*** Data to process ***

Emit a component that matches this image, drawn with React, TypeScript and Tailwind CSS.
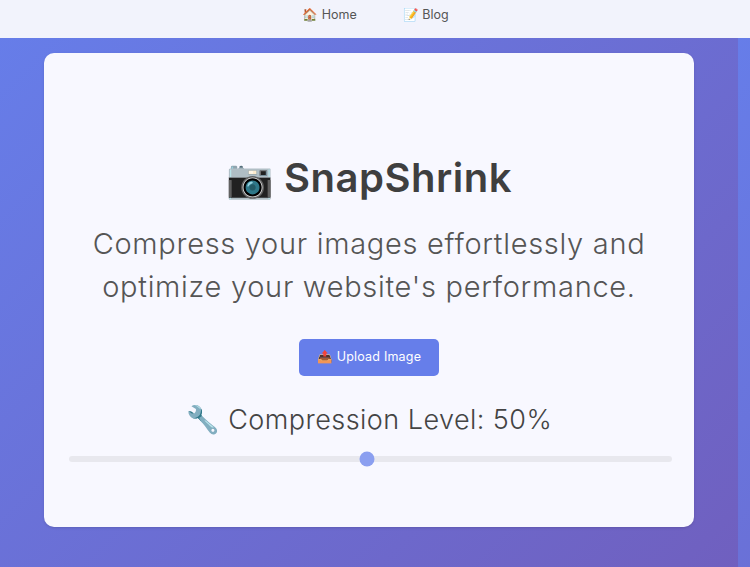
export default function App() {
  return (
    <div className="h-[567px] w-[750px] overflow-hidden flex flex-col bg-[linear-gradient(135deg,#667eea,#764ba2)] bg-[length:738px_1450px] font-['Inter',sans-serif]">
      <nav className="h-[38px] shrink-0 bg-[#f2f3fc] flex items-start justify-center gap-[46px] pt-[7px] pl-[1px] text-[12.5px] leading-[16px] text-[#555]">
        <span>🏠 Home</span>
        <span>📝 Blog</span>
      </nav>
      <div className="flex-1 pl-[44px] pr-[56px] pt-[15px]">
        <div className="h-[474px] rounded-[10px] bg-[#f8f8ff] shadow-sm flex flex-col items-center pt-[100px] px-[25px]">
          <h1 className="text-[40px] leading-[50px] font-semibold tracking-[0.5px] text-[#3f3f3f]"><span className="text-[38px]">📷</span> SnapShrink</h1>
          <p className="mt-[19px] text-center text-[29px] leading-[43px] tracking-[0.7px] font-light text-[#555]">Compress your images effortlessly and<br />optimize your website's performance.</p>
          <button className="mt-[31px] h-[37px] w-[140px] rounded-[5px] bg-[#667eea] text-white text-[12.5px] tracking-[0.2px]">📤 Upload Image</button>
          <div className="mt-[25px] text-[27px] leading-[38px] tracking-[0.45px] font-light text-[#444]">🔧 Compression Level: 50%</div>
          <div className="relative mt-[17px] h-[6px] w-[603px] shrink-0 self-start rounded-full bg-[#e8e8ee]">
            <div className="absolute left-[298px] top-1/2 h-[15px] w-[15px] -translate-x-1/2 -translate-y-1/2 rounded-full bg-[#8b9ff0]" />
          </div>
        </div>
      </div>
    </div>
  );
}
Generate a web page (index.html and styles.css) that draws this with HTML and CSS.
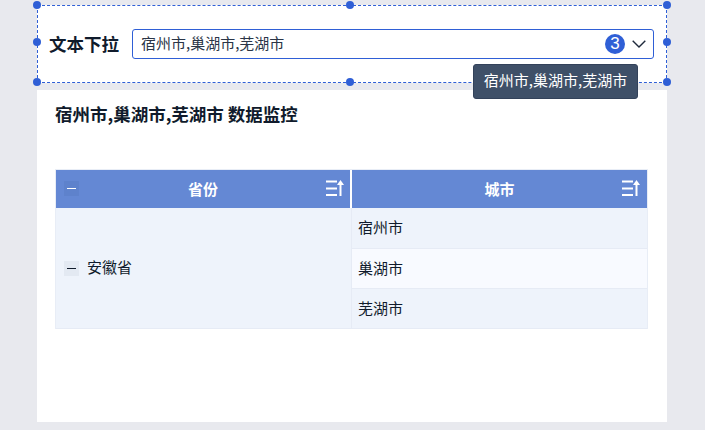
FILE: index.html
```html
<!DOCTYPE html>
<html lang="zh">
<head>
<meta charset="utf-8">
<title>数据监控</title>
<link rel="stylesheet" href="styles.css">
</head>
<body>
<section class="filter">
  <span class="handle h-tl"></span><span class="handle h-tc"></span><span class="handle h-tr"></span>
  <span class="handle h-ml"></span><span class="handle h-mr"></span>
  <span class="handle h-bl"></span><span class="handle h-bc"></span><span class="handle h-br"></span>
  <label class="filter-label">文本下拉</label>
  <div class="select">
    <span class="select-value">宿州市,巢湖市,芜湖市</span>
    <span class="badge">3</span>
    <svg class="chevron" width="14" height="8" viewBox="0 0 14 8"><path d="M0.700 0.700 7 7 13.300 0.700" fill="none" stroke="#1f2a3c" stroke-width="1.400"/></svg>
  </div>
  <div class="tooltip">宿州市,巢湖市,芜湖市</div>
</section>
<main class="card">
  <h1 class="title">宿州市,巢湖市,芜湖市 数据监控</h1>
  <div class="table">
    <div class="th th-left">
      <span class="toggle toggle-head"><i></i></span>
      <span class="th-text">省份</span>
      <svg class="sort" width="18" height="16" viewBox="0 0 18 16"><path d="M0 1.500h11M0 8.500h11M0 15h11" stroke="#fff" stroke-width="2" fill="none"/><path d="M14.500 16V4" stroke="#fff" stroke-width="2"/><path d="M14.500 0l3.500 5h-7z" fill="#fff"/></svg>
    </div>
    <div class="th th-right">
      <span class="th-text">城市</span>
      <svg class="sort" width="18" height="16" viewBox="0 0 18 16"><path d="M0 1.500h11M0 8.500h11M0 15h11" stroke="#fff" stroke-width="2" fill="none"/><path d="M14.500 16V4" stroke="#fff" stroke-width="2"/><path d="M14.500 0l3.500 5h-7z" fill="#fff"/></svg>
    </div>
    <div class="province">
      <span class="toggle"><i></i></span>
      <span class="province-name">安徽省</span>
    </div>
    <div class="cell"><span>宿州市</span></div>
    <div class="cell cell-alt"><span>巢湖市</span></div>
    <div class="cell"><span>芜湖市</span></div>
  </div>
</main>
</body>
</html>
```
FILE: styles.css
```css
* { box-sizing: border-box; }
html, body { margin: 0; height: 100%; }
body {
  width: 705px;
  height: 430px;
  overflow: hidden;
  background: #e8e9ee;
  padding: 5px 38px 8px 37px;
  display: flex;
  flex-direction: column;
  gap: 7px;
  font-family: "Noto Sans CJK SC", "Liberation Sans", sans-serif;
  color: #101b2c;
}
.filter {
  position: relative;
  flex: 0 0 78px;
  background: #fff;
  border: 1px dashed #2f5fd6;
  display: flex;
  align-items: center;
  padding: 0 11px;
}
.handle {
  position: absolute;
  width: 8px;
  height: 8px;
  border-radius: 50%;
  background: #2f5fd6;
}
.h-tl { left: -5px; top: -5px; }
.h-tc { left: 308px; top: -5px; }
.h-tr { right: -5px; top: -5px; }
.h-ml { left: -5px; top: 32px; }
.h-mr { right: -5px; top: 32px; }
.h-bl { left: -5px; bottom: -4px; }
.h-bc { left: 308px; bottom: -4px; }
.h-br { right: -5px; bottom: -4px; }
.filter-label {
  font-size: 17.500px;
  font-weight: 700;
  line-height: 30px;
  width: 83px;
  flex: none;
}
.select {
  flex: 0 0 522px;
  height: 30px;
  border: 1px solid #2f5fd6;
  border-radius: 3px;
  display: flex;
  align-items: center;
  padding: 0 7px 0 8px;
}
.select-value {
  flex: 1;
  font-size: 15px;
  line-height: 20px;
  padding-bottom: 3px;
  color: #2a3547;
}
.badge {
  width: 20px;
  height: 20px;
  border-radius: 50%;
  background: #2f5fd6;
  color: #fff;
  font-size: 17px;
  line-height: 20px;
  text-align: center;
  margin-right: 7px;
  font-family: "Liberation Sans", sans-serif;
}
.chevron { flex: none; }
.tooltip {
  position: absolute;
  left: 435px;
  top: 58px;
  width: 165px;
  height: 35px;
  background: #3f5068;
  border: 1px solid #33425a;
  border-radius: 3px;
  color: #fff;
  font-size: 15px;
  line-height: 29px;
  text-align: center;
  z-index: 2;
}
.card {
  flex: 1;
  background: #fff;
  padding: 11px 19px 0 18px;
}
.title {
  margin: 0 0 42px;
  font-size: 17.500px;
  font-weight: 700;
  line-height: 26px;
}
.table {
  width: 593px;
  display: grid;
  grid-template-columns: 296px 295px;
  grid-template-rows: 38px 41px 40px 40px;
  border: 1px solid #e8edf6;
  border-bottom: 0;
}
.th {
  position: relative;
  background: #6488d4;
  color: #fff;
  font-size: 15px;
  font-weight: 700;
  display: flex;
  align-items: center;
  justify-content: center;
}
.th-text { line-height: 20px; padding-bottom: 1px; }
.th-left { border-right: 2px solid #fff; }
.toggle {
  width: 15px;
  height: 15px;
  background: #e3e9f2;
  display: flex;
  align-items: center;
  justify-content: center;
  flex: none;
}
.toggle i {
  display: block;
  width: 9px;
  height: 1px;
  background: #101b2c;
}
.toggle-head {
  position: absolute;
  left: 8px;
  top: 11px;
  background: #5e82cc;
}
.toggle-head i { background: #fff; }
.sort {
  position: absolute;
  right: 6px;
  top: 10px;
}
.th-right .sort { right: 7px; }
.province {
  grid-row: 2 / 5;
  background: #eef3fb;
  border-right: 1px solid #e6ebf5;
  border-bottom: 1px solid #e6ebf5;
  display: flex;
  align-items: center;
  gap: 8px;
  padding-left: 8px;
  font-size: 15px;
}
.province-name { line-height: 20px; padding-bottom: 2px; }
.cell {
  background: #eef3fb;
  border-bottom: 1px solid #e6ebf5;
  display: flex;
  align-items: center;
  padding-left: 6px;
  font-size: 15px;
}
.cell span { line-height: 20px; padding-bottom: 2px; }
.cell-alt { background: #f8faff; }
```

***

● **Problem details**
Output the full set of records above without changing a word, and drop the images.

● **Response for this exercise**
Emit a component that matches this image, drawn with React, TypeScript and Tailwind CSS.
export default function App() {
  return (
    <div className="h-[567px] w-[750px] overflow-hidden flex flex-col bg-[linear-gradient(135deg,#667eea,#764ba2)] bg-[length:738px_1450px] font-['Inter',sans-serif]">
      <nav className="h-[38px] shrink-0 bg-[#f2f3fc] flex items-start justify-center gap-[46px] pt-[7px] pl-[1px] text-[12.5px] leading-[16px] text-[#555]">
        <span>🏠 Home</span>
        <span>📝 Blog</span>
      </nav>
      <div className="flex-1 pl-[44px] pr-[56px] pt-[15px]">
        <div className="h-[474px] rounded-[10px] bg-[#f8f8ff] shadow-sm flex flex-col items-center pt-[100px] px-[25px]">
          <h1 className="text-[40px] leading-[50px] font-semibold tracking-[0.5px] text-[#3f3f3f]"><span className="text-[38px]">📷</span> SnapShrink</h1>
          <p className="mt-[19px] text-center text-[29px] leading-[43px] tracking-[0.7px] font-light text-[#555]">Compress your images effortlessly and<br />optimize your website's performance.</p>
          <button className="mt-[31px] h-[37px] w-[140px] rounded-[5px] bg-[#667eea] text-white text-[12.5px] tracking-[0.2px]">📤 Upload Image</button>
          <div className="mt-[25px] text-[27px] leading-[38px] tracking-[0.45px] font-light text-[#444]">🔧 Compression Level: 50%</div>
          <div className="relative mt-[17px] h-[6px] w-[603px] shrink-0 self-start rounded-full bg-[#e8e8ee]">
            <div className="absolute left-[298px] top-1/2 h-[15px] w-[15px] -translate-x-1/2 -translate-y-1/2 rounded-full bg-[#8b9ff0]" />
          </div>
        </div>
      </div>
    </div>
  );
}
Generate a web page (index.html and styles.css) that draws this with HTML and CSS.
FILE: index.html
```html
<!DOCTYPE html>
<html lang="zh">
<head>
<meta charset="utf-8">
<title>数据监控</title>
<link rel="stylesheet" href="styles.css">
</head>
<body>
<section class="filter">
  <span class="handle h-tl"></span><span class="handle h-tc"></span><span class="handle h-tr"></span>
  <span class="handle h-ml"></span><span class="handle h-mr"></span>
  <span class="handle h-bl"></span><span class="handle h-bc"></span><span class="handle h-br"></span>
  <label class="filter-label">文本下拉</label>
  <div class="select">
    <span class="select-value">宿州市,巢湖市,芜湖市</span>
    <span class="badge">3</span>
    <svg class="chevron" width="14" height="8" viewBox="0 0 14 8"><path d="M0.700 0.700 7 7 13.300 0.700" fill="none" stroke="#1f2a3c" stroke-width="1.400"/></svg>
  </div>
  <div class="tooltip">宿州市,巢湖市,芜湖市</div>
</section>
<main class="card">
  <h1 class="title">宿州市,巢湖市,芜湖市 数据监控</h1>
  <div class="table">
    <div class="th th-left">
      <span class="toggle toggle-head"><i></i></span>
      <span class="th-text">省份</span>
      <svg class="sort" width="18" height="16" viewBox="0 0 18 16"><path d="M0 1.500h11M0 8.500h11M0 15h11" stroke="#fff" stroke-width="2" fill="none"/><path d="M14.500 16V4" stroke="#fff" stroke-width="2"/><path d="M14.500 0l3.500 5h-7z" fill="#fff"/></svg>
    </div>
    <div class="th th-right">
      <span class="th-text">城市</span>
      <svg class="sort" width="18" height="16" viewBox="0 0 18 16"><path d="M0 1.500h11M0 8.500h11M0 15h11" stroke="#fff" stroke-width="2" fill="none"/><path d="M14.500 16V4" stroke="#fff" stroke-width="2"/><path d="M14.500 0l3.500 5h-7z" fill="#fff"/></svg>
    </div>
    <div class="province">
      <span class="toggle"><i></i></span>
      <span class="province-name">安徽省</span>
    </div>
    <div class="cell"><span>宿州市</span></div>
    <div class="cell cell-alt"><span>巢湖市</span></div>
    <div class="cell"><span>芜湖市</span></div>
  </div>
</main>
</body>
</html>
```
FILE: styles.css
```css
* { box-sizing: border-box; }
html, body { margin: 0; height: 100%; }
body {
  width: 705px;
  height: 430px;
  overflow: hidden;
  background: #e8e9ee;
  padding: 5px 38px 8px 37px;
  display: flex;
  flex-direction: column;
  gap: 7px;
  font-family: "Noto Sans CJK SC", "Liberation Sans", sans-serif;
  color: #101b2c;
}
.filter {
  position: relative;
  flex: 0 0 78px;
  background: #fff;
  border: 1px dashed #2f5fd6;
  display: flex;
  align-items: center;
  padding: 0 11px;
}
.handle {
  position: absolute;
  width: 8px;
  height: 8px;
  border-radius: 50%;
  background: #2f5fd6;
}
.h-tl { left: -5px; top: -5px; }
.h-tc { left: 308px; top: -5px; }
.h-tr { right: -5px; top: -5px; }
.h-ml { left: -5px; top: 32px; }
.h-mr { right: -5px; top: 32px; }
.h-bl { left: -5px; bottom: -4px; }
.h-bc { left: 308px; bottom: -4px; }
.h-br { right: -5px; bottom: -4px; }
.filter-label {
  font-size: 17.500px;
  font-weight: 700;
  line-height: 30px;
  width: 83px;
  flex: none;
}
.select {
  flex: 0 0 522px;
  height: 30px;
  border: 1px solid #2f5fd6;
  border-radius: 3px;
  display: flex;
  align-items: center;
  padding: 0 7px 0 8px;
}
.select-value {
  flex: 1;
  font-size: 15px;
  line-height: 20px;
  padding-bottom: 3px;
  color: #2a3547;
}
.badge {
  width: 20px;
  height: 20px;
  border-radius: 50%;
  background: #2f5fd6;
  color: #fff;
  font-size: 17px;
  line-height: 20px;
  text-align: center;
  margin-right: 7px;
  font-family: "Liberation Sans", sans-serif;
}
.chevron { flex: none; }
.tooltip {
  position: absolute;
  left: 435px;
  top: 58px;
  width: 165px;
  height: 35px;
  background: #3f5068;
  border: 1px solid #33425a;
  border-radius: 3px;
  color: #fff;
  font-size: 15px;
  line-height: 29px;
  text-align: center;
  z-index: 2;
}
.card {
  flex: 1;
  background: #fff;
  padding: 11px 19px 0 18px;
}
.title {
  margin: 0 0 42px;
  font-size: 17.500px;
  font-weight: 700;
  line-height: 26px;
}
.table {
  width: 593px;
  display: grid;
  grid-template-columns: 296px 295px;
  grid-template-rows: 38px 41px 40px 40px;
  border: 1px solid #e8edf6;
  border-bottom: 0;
}
.th {
  position: relative;
  background: #6488d4;
  color: #fff;
  font-size: 15px;
  font-weight: 700;
  display: flex;
  align-items: center;
  justify-content: center;
}
.th-text { line-height: 20px; padding-bottom: 1px; }
.th-left { border-right: 2px solid #fff; }
.toggle {
  width: 15px;
  height: 15px;
  background: #e3e9f2;
  display: flex;
  align-items: center;
  justify-content: center;
  flex: none;
}
.toggle i {
  display: block;
  width: 9px;
  height: 1px;
  background: #101b2c;
}
.toggle-head {
  position: absolute;
  left: 8px;
  top: 11px;
  background: #5e82cc;
}
.toggle-head i { background: #fff; }
.sort {
  position: absolute;
  right: 6px;
  top: 10px;
}
.th-right .sort { right: 7px; }
.province {
  grid-row: 2 / 5;
  background: #eef3fb;
  border-right: 1px solid #e6ebf5;
  border-bottom: 1px solid #e6ebf5;
  display: flex;
  align-items: center;
  gap: 8px;
  padding-left: 8px;
  font-size: 15px;
}
.province-name { line-height: 20px; padding-bottom: 2px; }
.cell {
  background: #eef3fb;
  border-bottom: 1px solid #e6ebf5;
  display: flex;
  align-items: center;
  padding-left: 6px;
  font-size: 15px;
}
.cell span { line-height: 20px; padding-bottom: 2px; }
.cell-alt { background: #f8faff; }
```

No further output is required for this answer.